Entre as ligações interceptadas, a PC identificou conversas entre os detentos e pessoas do lado de fora do presídio. Os conteúdos vão desde comentários, como quando um preso reclama do preço do celular na penitenciária, que era de R$ 15 mil, até uma ordem para o roubo de uma carga de fertilizantes em Uberaba, no Triângulo, avaliada em R$ 5 milhões. Somente para esse serviço, a organização pagou R$ 100 mil.

A operação interceptou, ainda, conferências entre membros do alto escalão da organização, que chegam a durar cerca de duas horas.
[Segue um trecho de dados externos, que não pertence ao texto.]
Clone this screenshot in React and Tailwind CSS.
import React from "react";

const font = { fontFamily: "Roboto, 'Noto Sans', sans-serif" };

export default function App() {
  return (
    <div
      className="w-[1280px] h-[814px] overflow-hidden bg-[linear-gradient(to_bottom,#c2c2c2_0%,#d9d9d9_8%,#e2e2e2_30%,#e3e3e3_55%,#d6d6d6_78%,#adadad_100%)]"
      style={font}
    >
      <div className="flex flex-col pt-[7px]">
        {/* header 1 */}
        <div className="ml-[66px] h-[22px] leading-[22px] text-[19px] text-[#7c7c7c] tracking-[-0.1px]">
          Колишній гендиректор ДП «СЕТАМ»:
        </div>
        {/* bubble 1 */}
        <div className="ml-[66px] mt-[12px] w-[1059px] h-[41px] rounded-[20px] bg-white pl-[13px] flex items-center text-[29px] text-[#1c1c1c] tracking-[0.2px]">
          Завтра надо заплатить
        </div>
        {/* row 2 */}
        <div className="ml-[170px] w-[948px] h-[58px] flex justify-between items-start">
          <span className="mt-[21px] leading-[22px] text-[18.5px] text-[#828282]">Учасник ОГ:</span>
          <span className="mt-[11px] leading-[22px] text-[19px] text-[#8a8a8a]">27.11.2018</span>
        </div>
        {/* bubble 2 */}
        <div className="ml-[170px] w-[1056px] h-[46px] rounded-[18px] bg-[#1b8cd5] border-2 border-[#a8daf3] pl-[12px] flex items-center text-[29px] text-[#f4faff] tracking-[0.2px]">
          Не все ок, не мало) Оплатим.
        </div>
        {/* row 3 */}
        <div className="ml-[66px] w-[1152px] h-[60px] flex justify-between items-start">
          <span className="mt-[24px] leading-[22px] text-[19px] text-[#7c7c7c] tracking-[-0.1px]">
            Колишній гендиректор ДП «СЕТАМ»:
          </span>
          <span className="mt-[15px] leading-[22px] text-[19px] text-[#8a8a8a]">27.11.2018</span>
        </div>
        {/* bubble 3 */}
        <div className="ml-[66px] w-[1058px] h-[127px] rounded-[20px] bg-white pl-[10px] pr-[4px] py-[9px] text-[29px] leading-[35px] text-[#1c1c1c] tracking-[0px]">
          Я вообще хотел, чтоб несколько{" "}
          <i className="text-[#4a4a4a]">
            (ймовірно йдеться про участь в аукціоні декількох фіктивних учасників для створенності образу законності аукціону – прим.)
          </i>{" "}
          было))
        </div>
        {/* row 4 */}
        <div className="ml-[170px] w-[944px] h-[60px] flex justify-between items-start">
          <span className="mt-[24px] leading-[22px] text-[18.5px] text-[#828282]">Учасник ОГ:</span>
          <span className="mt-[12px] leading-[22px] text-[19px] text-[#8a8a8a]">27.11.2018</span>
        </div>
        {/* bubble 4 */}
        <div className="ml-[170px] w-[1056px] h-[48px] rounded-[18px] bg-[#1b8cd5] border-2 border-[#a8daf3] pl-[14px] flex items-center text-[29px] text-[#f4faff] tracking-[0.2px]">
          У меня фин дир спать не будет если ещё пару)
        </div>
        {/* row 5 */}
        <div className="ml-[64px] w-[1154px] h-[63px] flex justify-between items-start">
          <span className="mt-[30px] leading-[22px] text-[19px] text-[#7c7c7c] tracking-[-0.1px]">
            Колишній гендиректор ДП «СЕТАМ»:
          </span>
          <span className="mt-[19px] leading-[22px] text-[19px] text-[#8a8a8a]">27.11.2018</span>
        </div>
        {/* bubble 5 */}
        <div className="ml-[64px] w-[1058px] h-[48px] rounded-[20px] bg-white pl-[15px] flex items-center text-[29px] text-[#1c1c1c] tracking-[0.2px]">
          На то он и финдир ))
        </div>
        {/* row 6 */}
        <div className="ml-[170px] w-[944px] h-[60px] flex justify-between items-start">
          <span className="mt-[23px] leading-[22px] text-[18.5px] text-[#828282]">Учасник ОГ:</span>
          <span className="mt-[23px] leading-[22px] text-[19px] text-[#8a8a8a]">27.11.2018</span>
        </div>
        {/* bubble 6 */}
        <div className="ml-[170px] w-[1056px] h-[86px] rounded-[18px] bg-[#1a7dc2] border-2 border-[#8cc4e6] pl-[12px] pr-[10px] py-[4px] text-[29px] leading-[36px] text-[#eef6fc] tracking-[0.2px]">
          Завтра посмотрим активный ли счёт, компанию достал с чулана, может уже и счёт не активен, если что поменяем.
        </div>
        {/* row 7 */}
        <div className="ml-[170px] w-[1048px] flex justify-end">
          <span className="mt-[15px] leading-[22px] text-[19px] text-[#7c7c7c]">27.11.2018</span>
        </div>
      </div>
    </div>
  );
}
Na conversa, os chamados Jets - comandantes da quadrilha em presídios de todo o país - contabilizam os números de membros e se certificam sobre o controle da facção sobre o presídio correspondente. 

Em um dos áudios aos quais a reportagem teve acesso, um detento confirma "32 irmãos e 143 companheiros", enquanto o outro anota o dado. Segundo o Alberto Filho, irmão é o título dado aos batizados na facção, mais graduados, enquanto companheiros são associados, que são favoráveis e ajudam a cometer os crimes dentro e fora dos presídios. Os oito presos na operação desta quinta que estavam em liberdade eram considerados companheiros.

Além das ligações, a operação interceptou uma carta que detalhava um plano de resgate de dois detentos do presídio. Um grupo de criminosos invadiria o local com fuzis para resgatar os comparsas. Com a informação, a PC conseguiu que os dois fossem transferidos para outra penitenciária.

Entre os crimes nos quais detentos do presídio de Francisco Sá estavam envolvidos durante o período de investigação, a PC identificou tráfico de drogas, roubo qualificado, corrupção de menores, ameaça e possível corrupção ativa e passiva.

Ouça os áudios interceptados:

Cúpula nova

A atuação de membros do PCC de dentro de uma penitenciária no Norte de Minas é recente, segundo contou o delegado. Dos 11 detentos transferidos, 9 vieram de presídios do Sul de Minas ou do Triângulo e apenas dois foram presos em Montes Claros, cidade vizinha a Francisco Sá. Entre eles, há naturais de São Paulo, do Paraná e de Minas.

"O impacto da operação no PCC de Minas vai ser bastante significativo principalmente no Norte do Estado, mas para o PCC em nível nacional deve ser menor, já que os principais pontos de atuação são em São Paulo e no Paraná", afirmou o delegado. Segundo ele, outras 15 transferências de membros da facção estão sendo pleiteadas. Os detentos estão confinados em presídios de Patrocínio, no Alto Paranaíba, e em Uberaba, no Triângulo Mineiro. "O objetivo dessa operação é desarticular completamente essa organização e combater a criminalidade organizada", completou.

Próximos passos

Apesar do grande número de mandados cumpridos, a operação ainda terá novas prisões em uma próxima fase. Os mandados foram expedidos para suspeitos identificados, mas outras pessoas estão envolvidas nas conversas interceptadas e "por questões de segurança e de estratégia de operação" devem ser identificadas após a coleta de mais informações. 

As próximas fases da operação Muralha irão investigar a facilitação da entrada de celulares e drogas no presídio.